Whatever his client’s history may have been with June, Bryant’s lawyer insists that, contrary to her charges, Gumbel has never shortchanged their children—Bradley, 21, a basketball player at Manhattanville College, and Jillian, 17, a high school student. Arkin says he gave each of them Christmas gifts worth several thousand dollars—not to mention arranging for a surprise appearance by *NSYNC at Jillian’s 17th-birthday party on March 8.

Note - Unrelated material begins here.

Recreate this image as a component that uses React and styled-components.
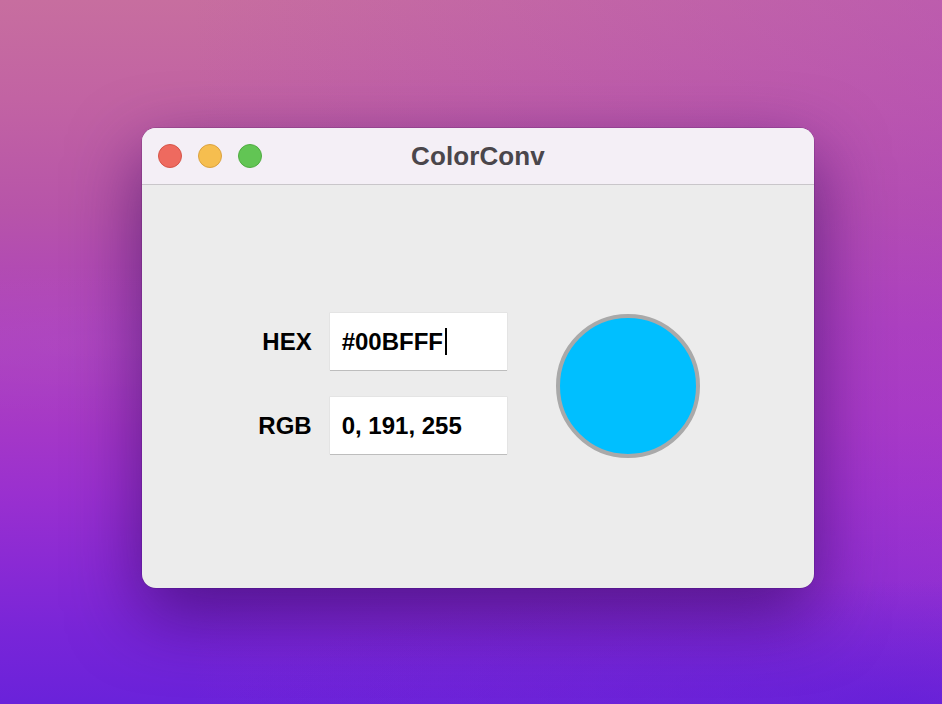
import React from "react";
import styled, { createGlobalStyle } from "styled-components";

const GlobalStyle = createGlobalStyle`
  html, body { margin: 0; padding: 0; }
  body {
    width: 942px;
    height: 704px;
    overflow: hidden;
    font-family: "Liberation Sans", Arial, sans-serif;
  }
`;

const Desktop = styled.div`
  width: 942px;
  height: 704px;
  box-sizing: border-box;
  padding: 128px 0 0 142px;
  background:
    radial-gradient(ellipse 700px 120px at 120px 345px, rgba(255, 255, 255, 0.035), rgba(255, 255, 255, 0) 70%),
    radial-gradient(ellipse 900px 160px at 900px 700px, rgba(85, 25, 220, 0.55), rgba(85, 25, 220, 0) 75%),
    linear-gradient(90deg, rgba(170, 70, 190, 0) 20%, rgba(170, 60, 200, 0.35) 100%),
    linear-gradient(180deg, #c76e9f 0%, #c263a3 14%, #b754a9 30%, #ad42bc 46%, #a638c6 60%, #9a30cf 70%, #8a2ad4 80%, #7825d8 90%, #6a22da 100%);
`;

const Window = styled.div`
  width: 672px;
  height: 460px;
  border-radius: 14px;
  overflow: hidden;
  display: flex;
  flex-direction: column;
  background: #ececec;
  box-shadow: 0 26px 70px rgba(45, 5, 90, 0.6), 0 0 0 0.5px rgba(60, 20, 80, 0.35);
`;

const TitleBar = styled.div`
  height: 56px;
  flex: none;
  display: grid;
  grid-template-columns: 1fr auto 1fr;
  align-items: center;
  background: #f4eff6;
  border-bottom: 1px solid #c9c6ca;
`;

const Lights = styled.div`
  display: flex;
  gap: 16px;
  padding-left: 16px;
`;

const Light = styled.span`
  width: 24px;
  height: 24px;
  box-sizing: border-box;
  border-radius: 50%;
  background: ${(p) => p.$fill};
  border: 1px solid ${(p) => p.$edge};
`;

const Title = styled.div`
  font-size: 26px;
  font-weight: 700;
  color: #4a464b;
  letter-spacing: 0.1px;
`;

const Content = styled.div`
  flex: 1;
  display: flex;
  align-items: center;
  justify-content: center;
  gap: 49px;
  padding-left: 2px;
`;

const Form = styled.div`
  display: grid;
  grid-template-columns: auto 177px;
  column-gap: 18px;
  row-gap: 27px;
  align-items: center;
  margin-bottom: 6px;
`;

const Label = styled.div`
  text-align: right;
  font-size: 24px;
  font-weight: 700;
  color: #000;
`;

const Field = styled.div`
  height: 57px;
  box-sizing: border-box;
  padding: 0 12px;
  display: flex;
  align-items: center;
  background: #fff;
  box-shadow: 0 1px 0 #bdbdbd, 0 0 0 0.5px #dcdcdc;
  font-size: 24px;
  font-weight: 700;
  color: #000;
`;

const Caret = styled.span`
  display: inline-block;
  width: 2px;
  height: 27px;
  margin-left: 2px;
  background: #000;
`;

const Swatch = styled.div`
  width: 144px;
  height: 144px;
  box-sizing: border-box;
  border-radius: 50%;
  border: 4px solid #a9a9a9;
  background: ${(p) => p.$color};
  margin-bottom: 2px;
`;

export default function App() {
  return (
    <>
      <GlobalStyle />
      <Desktop>
        <Window>
          <TitleBar>
            <Lights>
              <Light $fill="#ee6a5f" $edge="#d65448" />
              <Light $fill="#f6be4f" $edge="#dba23f" />
              <Light $fill="#62c554" $edge="#4fab41" />
            </Lights>
            <Title>ColorConv</Title>
            <div />
          </TitleBar>
          <Content>
            <Form>
              <Label>HEX</Label>
              <Field>
                #00BFFF
                <Caret />
              </Field>
              <Label>RGB</Label>
              <Field>0, 191, 255</Field>
            </Form>
            <Swatch $color="#00bfff" />
          </Content>
        </Window>
      </Desktop>
    </>
  );
}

But if, as Bryant insists, he has been a good parent, his lawyer admits he hasn’t been the best husband. Arkin says Gumbel “was an unhappy man for several years in his marriage and, yes, there was adultery.” June claims she was aware of it for years. “There were women calling my house and hanging up,” she says, “and sending me things in the mail,” including correspondence between Gumbel and his alleged paramours. Yet “nobody is shrinking from him,” June says bitterly. “I don’t hear anybody defending me. The friends I thought we had will jump and go to a cocktail party with him and whatever-her-name-is.”
When the Gumbels first wed, Baton Rouge-bred June Baranco had no inkling that her husband would soon be a celebrity. The daughter of a master carpenter and his homemaker wife, June was a 19-year-old student at LSU in 1967, when she met Gumbel. He was at Maine’s Bates College, and they were introduced by a friend of June’s who was dating Gumbel’s older brother Greg, now 53 and a CBS sports-caster. June and Bryant married in 1973, shortly before he began rising in the ranks at NBC Sports. In 1982 he succeeded Tom Brokaw as Jane Pauley’s cohost on Today, which he left in 1997. He was hired by CBS the same year, and his first show for the network, the prime-time news hour Public Eye, failed. Gumbel’s follow-up, The Early Show, is sagging in the ratings, running a weak third in competition with Today and ABC’s Good Morning America.
But amid Gumbel’s public travails, friends say his private life has never been better. According to Arkin, his involvement with Quinlan, a Chicago native, began only after Bryant left June. “This is a serious relationship for both of them,” says Lauer. And Gumbel’s pals, like Bryant, seem to adore her. “She lights up a room,” says producer Greenburg.
Presumably she won’t be lighting up the rooms at the Gumbel family’s Westchester home anytime soon, though Bryant is trying to get the house to himself part-time, since it lies near a favorite golf course at the Waccabuc Country Club. Not surprisingly, June is resisting. “I’ve never forbidden him from visiting,” she says, “but I draw the line at his mistress.”
Amid the welter of charges and countercharges, friends on each side of the Gumbel rift say the principals are getting on with their lives. June continues to do charity work and has become more involved with her painting (she specializes in oils and pastels), a longtime interest she says Bryant ignored. And although the morning anchorman is “not cavalier” about his marital strife, says his friend, menswear designer Joseph Abboud, “he’s a guy who can stand up and take it.” Despite the gossip-column ink spilled about the messy breakup, Gumbel’s friend Pamela Fiori, editor-in-chief of Town & Country, insists, “I have never heard him say a bad word about his wife.”
Under New York State law, once a separation agreement is signed, it will automatically become a divorce in a year, but the last mud ball may not yet have been thrown: June’s lawyer Barry Slotnick is threatening to present evidence of Gumbel’s past affairs if the case goes to court. Gumbel’s friends, meanwhile, can’t wait for the whole thing to be over. “To me,” sighs Abboud, “when lawyers get involved, things intensify.”